Philip Shoemaker runs the App Store operations for iPhones, iPods, and iPads. He controls quality assurance, making sure everything runs according to its description, and decides whether apps should be approved or rejected. Oh, and incidentally, he also designs flatulent software to make your Apple device gassy. Wired's Brian X. Chen broke the story.

Under the company name Gray Noodle, Shoemaker is responsible for a variety of apps, including Medical Poetry and Money Timer. But arguably his best work is seen in Animal Farts and iWiz.

The former features the rear end of an elephant or panda with the options to hear a fart, poot, drop, or a wiz. In case you're curious as to what "poot" or "drop" means, the description clears up any confusion. "What is a poot? What is a drop? Disgusting though it is, a poot is a fart with an accidental leak. A drop is just that: snapping a coil, dropping a log, or as Apple says: defecation!"

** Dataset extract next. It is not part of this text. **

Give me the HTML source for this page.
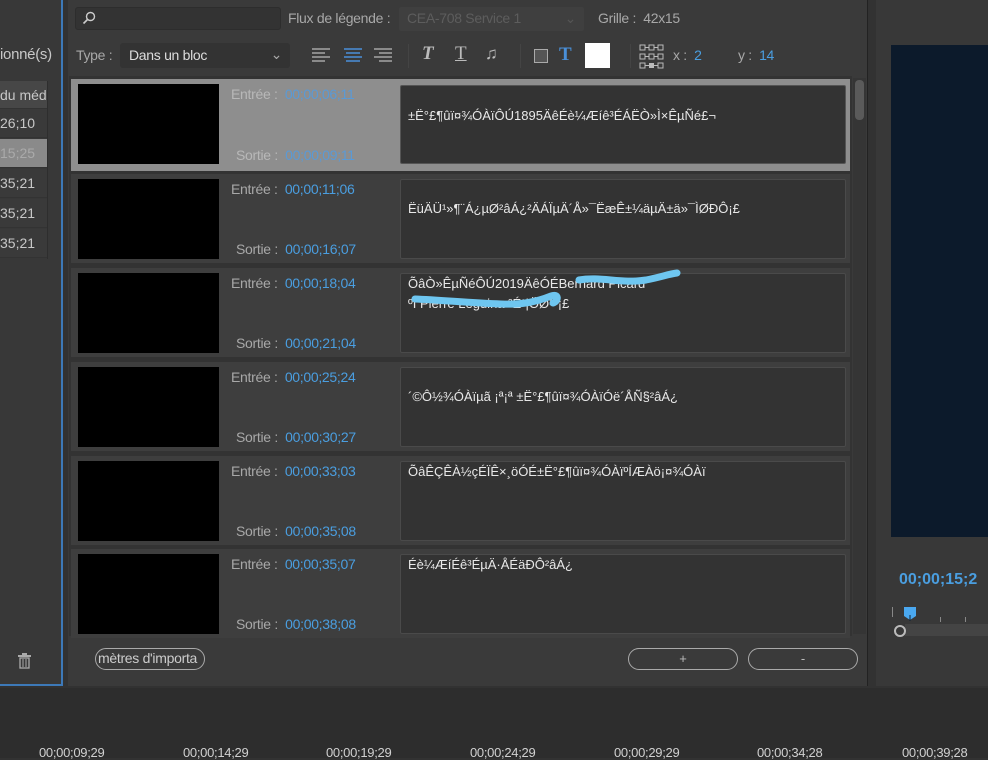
<!DOCTYPE html>
<html><head><meta charset="utf-8"><style>
*{margin:0;padding:0;box-sizing:border-box}
body{width:988px;height:758px;overflow:hidden;background:#323232;font-family:"Liberation Sans",sans-serif;position:relative;color:#bdbdbd}
.a{position:absolute}
.nar{font-family:"Liberation Sans",sans-serif;font-size:14px;letter-spacing:-0.3px;white-space:nowrap}
.lbl{color:#a8a8a8}
.row{position:absolute;left:71px;width:779px;background:#3e3e3e;height:89px}
.thumb{position:absolute;left:7px;top:5px;width:141px;height:80px;background:#000}
.box{position:absolute;left:329px;top:5px;width:446px;height:80px;background:#333;border:1px solid #4a4a4a;border-radius:2px;color:#e8e8e8;font-size:13px;padding:19px 7px;line-height:20px;white-space:nowrap;overflow:hidden}
.tin{position:absolute;left:160px;top:7px}
.tout{position:absolute;left:165px;top:67px}
.v{color:#4a9ee0}
.lrow{position:absolute;left:0;width:47px;height:29px;background:#3a3a3a;font-size:14px;color:#c8c8c8;padding-top:6px;border-bottom:1px solid #333;white-space:nowrap;overflow:hidden}
.tc{position:absolute;top:745px;font-size:13px;color:#d0d0d0}
</style></head><body>
<div class="a" style="left:0;top:0;width:62px;height:686px;background:#383838"></div>
<div class="a" style="left:61px;top:0;width:2px;height:686px;background:#3d79b8"></div>
<div class="a" style="left:0;top:684px;width:63px;height:2px;background:#3d79b8"></div>
<div class="a nar" style="left:0;top:46px;color:#c8c8c8;font-size:15px">ionné(s)</div>
<div class="lrow" style="top:81px;background:#474747;height:28px">du médi</div>
<div class="lrow" style="top:109px">26;10</div>
<div class="lrow" style="top:139px;background:#8a8a8a;color:#aaa">15;25</div>
<div class="lrow" style="top:169px">35;21</div>
<div class="lrow" style="top:199px">35;21</div>
<div class="lrow" style="top:229px">35;21</div>
<div class="a" style="left:47px;top:81px;width:1px;height:178px;background:#2e2e2e"></div>
<svg class="a" style="left:17px;top:653px" width="15" height="16" viewBox="0 0 15 16"><rect x="1" y="2" width="13" height="2" fill="#aaa"/><rect x="5" y="0" width="5" height="2" fill="#aaa"/><rect x="3" y="5" width="9" height="10" fill="none" stroke="#aaa" stroke-width="1.3"/><path d="M6 6v8M9 6v8" stroke="#aaa"/></svg>
<div class="a" style="left:68px;top:0;width:800px;height:686px;background:#3a3a3a;border-right:1px solid #222"></div>
<div class="a" style="left:75px;top:7px;width:206px;height:23px;background:#333;border:1px solid #2d2d2d;border-radius:3px"></div>
<svg class="a" style="left:82px;top:11px" width="14" height="14" viewBox="0 0 14 14"><circle cx="8.5" cy="5.5" r="4" fill="none" stroke="#ccc" stroke-width="1.4"/><path d="M5.5 8.5L1.5 12.5" stroke="#ccc" stroke-width="1.6"/></svg>
<div class="a nar lbl" style="left:288px;top:10px">Flux de légende :</div>
<div class="a nar" style="left:399px;top:7px;width:185px;height:24px;background:#3f3f3f;border-radius:2px;color:#5d5d5d;padding:3px 8px">CEA-708 Service 1<span style="position:absolute;right:8px;color:#555">⌄</span></div>
<div class="a nar lbl" style="left:598px;top:10px">Grille :&nbsp; 42x15</div>
<div class="a nar lbl" style="left:76px;top:47px">Type :</div>
<div class="a nar" style="left:120px;top:43px;width:170px;height:25px;background:#333;border-radius:3px;padding:4px 9px;color:#ddd">Dans un bloc<span style="position:absolute;right:8px;top:3px;color:#aaa">⌄</span></div>
<svg class="a" style="left:310px;top:47px" width="85" height="18" viewBox="0 0 85 18"><g stroke="#bbb" stroke-width="1.3"><path d="M2 2h18M2 6h13M2 10h18M2 14h13"/></g><g stroke="#4a90d9" stroke-width="1.6"><path d="M34 2h18M36 6h14M34 10h18M36 14h14"/></g><g stroke="#bbb" stroke-width="1.3"><path d="M64 2h18M69 6h13M64 10h18M69 14h13"/></g></svg>
<div class="a" style="left:408px;top:44px;width:1px;height:24px;background:#444"></div>
<div class="a" style="left:422px;top:43px;font-family:'Liberation Serif',serif;font-style:italic;font-weight:bold;font-size:19px;color:#bbb">T</div>
<div class="a" style="left:455px;top:43px;font-family:'Liberation Serif',serif;font-size:19px;color:#bbb;text-decoration:underline">T</div>
<div class="a" style="left:485px;top:44px;font-size:17px;color:#bbb">♫</div>
<div class="a" style="left:520px;top:44px;width:1px;height:24px;background:#444"></div>
<div class="a" style="left:534px;top:49px;width:14px;height:14px;border:1.5px solid #aaa;background:#555"></div>
<div class="a" style="left:559px;top:44px;font-family:'Liberation Serif',serif;font-weight:bold;font-size:19px;color:#4a90d9">T</div>
<div class="a" style="left:585px;top:43px;width:25px;height:25px;background:#fff"></div>
<div class="a" style="left:630px;top:44px;width:1px;height:24px;background:#444"></div>
<svg class="a" style="left:639px;top:44px" width="25" height="26" viewBox="0 0 25 26"><g fill="none" stroke="#bbb" stroke-width="1"><rect x="1" y="1" width="5" height="5"/><rect x="10" y="1" width="5" height="5"/><rect x="19" y="1" width="5" height="5"/><rect x="1" y="10" width="5" height="5"/><rect x="10" y="10" width="5" height="5"/><rect x="19" y="10" width="5" height="5"/><rect x="1" y="19" width="5" height="5"/><rect x="19" y="19" width="5" height="5"/><path d="M6 3.5h4M15 3.5h4M6 12.5h4M15 12.5h4M6 21.5h4M15 21.5h4"/></g><rect x="10" y="19" width="5" height="5" fill="#bbb"/></svg>
<div class="a nar lbl" style="left:673px;top:47px">x : &nbsp;<span class="v">2</span></div>
<div class="a nar lbl" style="left:738px;top:47px">y : &nbsp;<span class="v">14</span></div>
<div class="a" style="left:69px;top:76px;width:783px;height:560px;background:#333"></div>
<div class="a" style="left:853px;top:78px;width:13px;height:556px;background:#353535"></div>
<div class="a" style="left:855px;top:80px;width:9px;height:40px;background:#5a5a5a;border-radius:4px"></div>

<div class="row" style="top:79px;background:#8e8e8e;height:92px">
<div class="thumb"></div>
<div class="nar tin" style="color:#b8b8b8">Entrée : &nbsp;<span style="color:#5a9ad6">00;00;06;11</span></div>
<div class="nar tout" style="color:#b8b8b8;top:68px">Sortie : &nbsp;<span style="color:#5a9ad6">00;00;09;11</span></div>
<div class="box" style="top:6px;height:79px;border:1px solid #555;padding-top:20px">±Ë°£¶ûï¤¾ÓÀïÔÚ1895ÄêÉè¼Æíê³ÉÁËÒ»Ì×ÊµÑé£¬</div>
</div>
<div class="row" style="top:174px"><div class="thumb"></div>
<div class="nar tin lbl">Entrée : &nbsp;<span class="v">00;00;11;06</span></div>
<div class="nar tout lbl">Sortie : &nbsp;<span class="v">00;00;16;07</span></div>
<div class="box">ËüÄÜ¹»¶¨Á¿µØ²âÁ¿²ÄÁÏµÄ´Å»¯ËæÊ±¼äµÄ±ä»¯ÌØÐÔ¡£</div></div>
<div class="row" style="top:268px"><div class="thumb"></div>
<div class="nar tin lbl">Entrée : &nbsp;<span class="v">00;00;18;04</span></div>
<div class="nar tout lbl">Sortie : &nbsp;<span class="v">00;00;21;04</span></div>
<div class="box" style="padding-top:0">ÕâÒ»ÊµÑéÔÚ2019ÄêÓÉBernard Picard<br>ºÍ Pierre Leguina ³É¹¦ÖØ¹¹¡£</div>
<svg class="a" style="left:330px;top:0px" width="290" height="50" viewBox="0 0 290 50"><path d="M178 12C200 8 220 16 245 12C260 9 268 6 276 5M14 31C40 32 70 35 100 36C120 37 135 34 150 28C158 25 158 33 152 35" fill="none" stroke="#6ec6f0" stroke-width="7" stroke-linecap="round"/></svg>
</div>
<div class="row" style="top:362px"><div class="thumb"></div>
<div class="nar tin lbl">Entrée : &nbsp;<span class="v">00;00;25;24</span></div>
<div class="nar tout lbl">Sortie : &nbsp;<span class="v">00;00;30;27</span></div>
<div class="box">´©Ô½¾ÓÀïµã ¡ª¡ª ±Ë°£¶ûï¤¾ÓÀïÓë´ÅÑ§²âÁ¿</div></div>
<div class="row" style="top:456px"><div class="thumb"></div>
<div class="nar tin lbl">Entrée : &nbsp;<span class="v">00;00;33;03</span></div>
<div class="nar tout lbl">Sortie : &nbsp;<span class="v">00;00;35;08</span></div>
<div class="box" style="padding-top:0">ÕâÊÇÊÀ½çÉÏÊ×¸öÓÉ±Ë°£¶ûï¤¾ÓÀïºÍÆÀö¡¤¾ÓÀï</div></div>
<div class="row" style="top:549px"><div class="thumb"></div>
<div class="nar tin lbl">Entrée : &nbsp;<span class="v">00;00;35;07</span></div>
<div class="nar tout lbl">Sortie : &nbsp;<span class="v">00;00;38;08</span></div>
<div class="box" style="padding-top:0">Éè¼ÆíÉê³ÉµÄ·ÅÉäÐÔ²âÁ¿</div></div>

<div class="a nar" style="left:95px;top:648px;width:110px;height:22px;border:1.5px solid #aaa;border-radius:11px;color:#ccc;padding:1px 2px;overflow:hidden">mètres d'importa</div>
<div class="a" style="left:628px;top:648px;width:110px;height:22px;border:1.5px solid #aaa;border-radius:11px;text-align:center;color:#bbb;font-size:13px;line-height:19px">+</div>
<div class="a" style="left:748px;top:648px;width:110px;height:22px;border:1.5px solid #aaa;border-radius:11px;text-align:center;color:#bbb;font-size:13px;line-height:19px">-</div>
<div class="a" style="left:876px;top:0;width:112px;height:686px;background:#383838"></div>
<div class="a" style="left:891px;top:45px;width:97px;height:492px;background:#0c1a2b"></div>
<div class="a" style="left:899px;top:571px;font-size:16px;font-weight:bold;color:#4a9ee0">00;00;15;2</div>
<div class="a" style="left:892px;top:607px;width:1px;height:10px;background:#888"></div>
<div class="a" style="left:940px;top:617px;width:1px;height:5px;background:#888"></div>
<div class="a" style="left:965px;top:617px;width:1px;height:5px;background:#888"></div>
<svg class="a" style="left:903px;top:606px" width="14" height="15" viewBox="0 0 14 15"><path d="M1 1h12v9l-6 4-6-4z" fill="#4aa8f0"/><path d="M7 9v6" stroke="#123" /></svg>
<div class="a" style="left:905px;top:624px;width:83px;height:12px;background:#444"></div>
<div class="a" style="left:894px;top:625px;width:12px;height:12px;border:2.5px solid #bbb;border-radius:50%;background:#383838"></div>
<div class="a" style="left:0;top:688px;width:988px;height:70px;background:#2d2d2d"></div>
<div class="tc nar" style="left:39px">00;00;09;29</div>
<div class="tc nar" style="left:183px">00;00;14;29</div>
<div class="tc nar" style="left:326px">00;00;19;29</div>
<div class="tc nar" style="left:470px">00;00;24;29</div>
<div class="tc nar" style="left:614px">00;00;29;29</div>
<div class="tc nar" style="left:757px">00;00;34;28</div>
<div class="tc nar" style="left:902px">00;00;39;28</div>
</body></html>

Ah thanks, Phil. That helps a lot.

Shoemaker's iWiz app removes all the chaff from Animal Farts and focuses on just the basics: urination with optional gas. Once again, Gray Noodle explains it best. "Yes, another childish, disgusting application. But it's funny, and makes me laugh. Not only can you make a non-stop urination sound, but you can set the fart threshold. Plus, it is only 99 cents!"

Were you willing to pay more? Well, consider this your lucky day.

Speaking with Wired, an Apple spokeswoman tried to play damage control on this embarrassing story as best she could.

"Phillip's apps were written, submitted and approved before he became an Apple employee," she said. "His experience and perspective as a developer is one of the valuable things he brings to Apple's developer relations team. Apple's policy allows for employees to have apps on the App Store if they're developed and published prior to their start at Apple."

Which would be fine if it were true. The fact is, Shoemaker had several of his apps approved after he began working at Apple in March 9, 2009 -- including the aforementioned Medical Poetry and iWiz.

Shoemaker's tenure at Cupertino also coincides with many controversial app decisions.

The Baby Shaker app passed the approval process but was removed after it gained media attention. While AT&T's involvement is disputed, you could thank Shoemaker for being involved in the removal of Google Voice and Latitude. He was also one of the folks who deemed PG-13 app Wobble iBoobs -- which contorts portions of a user-selected picture to jiggle -- "overtly sexual" and included it among the 5,000 apps removed from the App Store this past February. Even an e-reader that could be used to view the Kama Sutra suffered Apple's banhammer.

But, of course, the Playboy and Sports Illustrated app containing the "overtly sexual" Swimsuit Issue survived.

Shoemaker might be small potatoes in comparison to the former Apple manager accused of accepting $1 million in kickbacks from international suppliers, but there are thousands of iPhone app developers who would be less than thrilled to hear the same guy who created iWiz and keeps Animal Farts in the store also turned down their hard work.